It is a war within Islam itself. It is not easy to calculate, because their are many factions with conflicting agendas, and no easy alliances.

The obvious fight is between Sunni and Shiites. But it is unclear, as while the Iranians might dream of a Shiite empire, the Shiite are intensely divided among themselves. As are the Sunni. So this brings into play lesser factions, minority interests, and their programs.

One such split is between the primitive, fanatical, Wahabbi and Salafist movements vs. the modern, secularist, and even socialist Moslems. While not actively fighting, they constantly conspire against each other, and wait for an opportunity.

Another split is between Wahabbis and factions such as the Sufi, especially in Saudi Arabia. While the Wahabbi rule half the country, the Sufi are quite powerful among the upper classes, and if the Wahabbis ambitions become too great for them, and they openly challenge the Sauds, they might be replaced by the Sufi. As managers of all the Saudi holy sites. This could be markedly violent.

Other factions, such as the Moslem Brotherhood, could turn on whoever they see fit, in an almost unpredictable, but powerful way.

All told, it has become one task of the US military in the region to control any of these, or other outbreaks, that could spiral out of control and cause chaos through the ME.
Posted by: Anonymoose || 04/01/2006 09:33 || Comments || Link || [0 views] Top|| File under:

#1  Khaos is good!
Embrace the Khaos!
Posted by: Khaosvoid Warrior || 04/01/2006 10:37 Comments || Top||

#2  everyone wants to wear the bejeweled turban. Divide and conquer baby. That's why in the end, democracy will win - because in this modern global world, the guy who ultimately wins will be the one who learns the power of sharing.
Posted by: 2b || 04/01/2006 10:58 Comments || Top||

#3  The more you learn about Iraq, the less you like it.
I often wonder if they are capable of self-government. I know that sounds egocentric, but look at all the major political groups and one thing stands out among them. They are all radical. Radicals don't seem to make good leaders, you can't reason or compromise with a radical and that is what democracy is all about.
Posted by: Thineting Angigum6873 || 04/01/2006 10:58 Comments || Top||

#4  It's not about self-government as much as it is about a BALANCE of power. If you get the balance of power right, between the people, the legal, the executive, the military, and the congress - it will work.
Posted by: 2b || 04/01/2006 11:54 Comments || Top||

#5  Popcorn is needed on this post.
Posted by: 3dc || 04/01/2006 11:58 Comments || Top||

#6  Why would we want to stop any of these, or other outbreaks, that could spiral out of control and cause chaos through the ME?
Posted by: Angoluter Ulaque4098 || 04/01/2006 12:24 Comments || Top||

#7  "The US is aware of this [a war within Islam itself], and is working to forstall it from happening."

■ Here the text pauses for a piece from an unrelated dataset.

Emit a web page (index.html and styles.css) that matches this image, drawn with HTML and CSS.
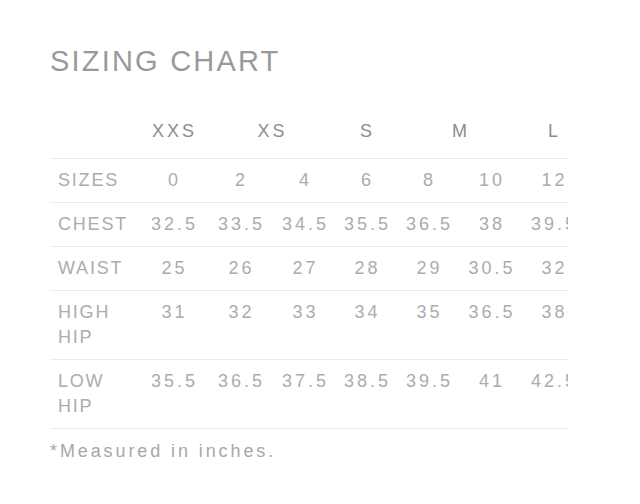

"...it has become one task of the US military in the region to control any of these, or other outbreaks..."

Oh really? Who is the author of this article and what have they been smoking?

Posted by: DepotGuy || 04/01/2006 16:09 Comments || Top||

#8  A civil war sounds like a good way to describe it. It isn't new, and as he says it isn't a single battle. One aspect is the neo-Kharajites against the rest.

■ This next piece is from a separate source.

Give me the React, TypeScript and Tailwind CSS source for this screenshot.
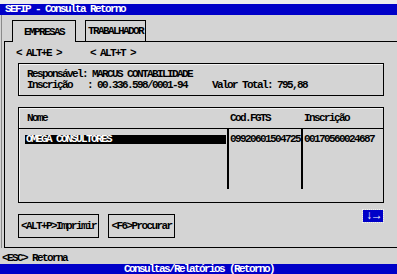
import React from "react";

const mono = "font-['Liberation_Mono',monospace] text-[11px] tracking-[-1.6px] leading-[10px] font-bold";

export default function App() {
    return (
        <div className={`w-[397px] h-[274px] bg-[#d4d4d4] text-black flex flex-col overflow-hidden ${mono}`}>
            <div className="h-[4px] bg-[#ededed]"></div>
            <div className="h-[11px] bg-[#0000c8] text-white pl-[5px] leading-[11px] whitespace-pre">SEFIP - Consulta Retorno</div>

            {/* tabs */}
            <div className="h-[26px] flex items-end pl-[10px] gap-[9px] border-l border-[#8a8a8a] ml-[1px]">
                <div className="relative z-10 w-[64px] h-[22px] -mb-px bg-[#d4d4d4] border border-b-0 border-black flex items-center justify-center">EMPRESAS</div>
                <div className="w-[61px] h-[21px] border border-b-0 border-black flex items-center justify-center">TRABALHADOR</div>
            </div>

            <div className="flex ml-[1px] border-l border-[#8a8a8a]">
                <div className="ml-[2px] flex-1 h-[207px] border-l border-t border-b border-black flex flex-col">
                    <div className="flex pl-[11px] pt-[6px] whitespace-pre">
                        <span className="w-[74px]">{"< ALT+E >"}</span>
                        <span>{"< ALT+T >"}</span>
                    </div>

                    {/* info box */}
                    <div className="ml-[13px] mt-[5px] w-[366px] h-[33px] border border-black shadow-[inset_1px_1px_0_#f2f2f2] pl-[8px] pt-[5px] leading-[11px] whitespace-pre">
                        <div>Responsável: MARCUS CONTABILIDADE</div>
                        <div>Inscrição   : 00.336.598/0001-94     Valor Total: 795,88</div>
                    </div>

                    {/* table */}
                    <div className="ml-[13px] mt-[11px] w-[366px] h-[96px] border border-black shadow-[inset_1px_1px_0_#f2f2f2] flex flex-col">
                        <div className="h-[21px] border-b border-black flex items-center">
                            <span className="w-[209px] pl-[8px]">Nome</span>
                            <span className="w-[74px] pl-[2px]">Cod.FGTS</span>
                            <span className="pl-[2px]">Inscrição</span>
                        </div>
                        <div className="flex h-[60px]">
                            <div className="w-[208px] pl-[6px] pr-[1px] pt-[6px]">
                                <div className="h-[9px] leading-[9px] bg-black text-white pl-[1px]">OMEGA CONSULTORES</div>
                            </div>
                            <div className="w-[74px] border-l-2 border-black pl-[1px] pt-[6px] leading-[9px]">09920601504725</div>
                            <div className="border-l-2 border-black pl-[1px] pt-[6px] leading-[9px]">00170560024687</div>
                        </div>
                    </div>

                    {/* buttons */}
                    <div className="flex items-start ml-[13px] mt-[7px] w-[366px]">
                        <div className="mt-[4px] w-[81px] h-[24px] border-[1.5px] border-black flex items-center justify-center">{"<ALT+P>Imprimir"}</div>
                        <div className="mt-[4px] ml-[9px] w-[67px] h-[24px] border-[1.5px] border-black flex items-center justify-center">{"<F6>Procurar"}</div>
                        <div className="ml-auto mr-[1px] w-[20px] h-[12px] bg-[#0000c8] text-white text-[12px] flex items-center justify-center outline outline-1 outline-dotted outline-[#f0f0f0] tracking-[0px]">↓→</div>
                    </div>
                </div>
            </div>

            <div className="h-[16px] pt-[5px] pl-[2px] whitespace-pre">{"<ESC> Retorna"}</div>
            <div className="h-[10px] bg-[#0000c8] text-white leading-[10px] pl-[124px] whitespace-pre">Consultas/Relatórios (Retorno)</div>
        </div>
    );
}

Forty years ago I was a young lad in Africa, living at a mission school with a Muslim village next door. I'm not sure it is fair to call the villagers "moderates;" they were perhaps a bit too syncretist for the label to be perfectly accurate. But there was no seething, Israel wasn't on anybody's radar, and I never heard of apostates getting killed. Ostracised from the family, yes. There weren't a lot of conversions among the Muslims; there were a lot more among the animists (who could also face ostracism, by the way).

Aside from the minor detail that the whole school grounds turned into a giant refugee camp a few years ago, I rather doubt that the village would have the same attitudes now as it did then. The Salafi missionaries have been around, teaching Muslims to "come back to the pure path." That is, the pure path as taught by the Salafis.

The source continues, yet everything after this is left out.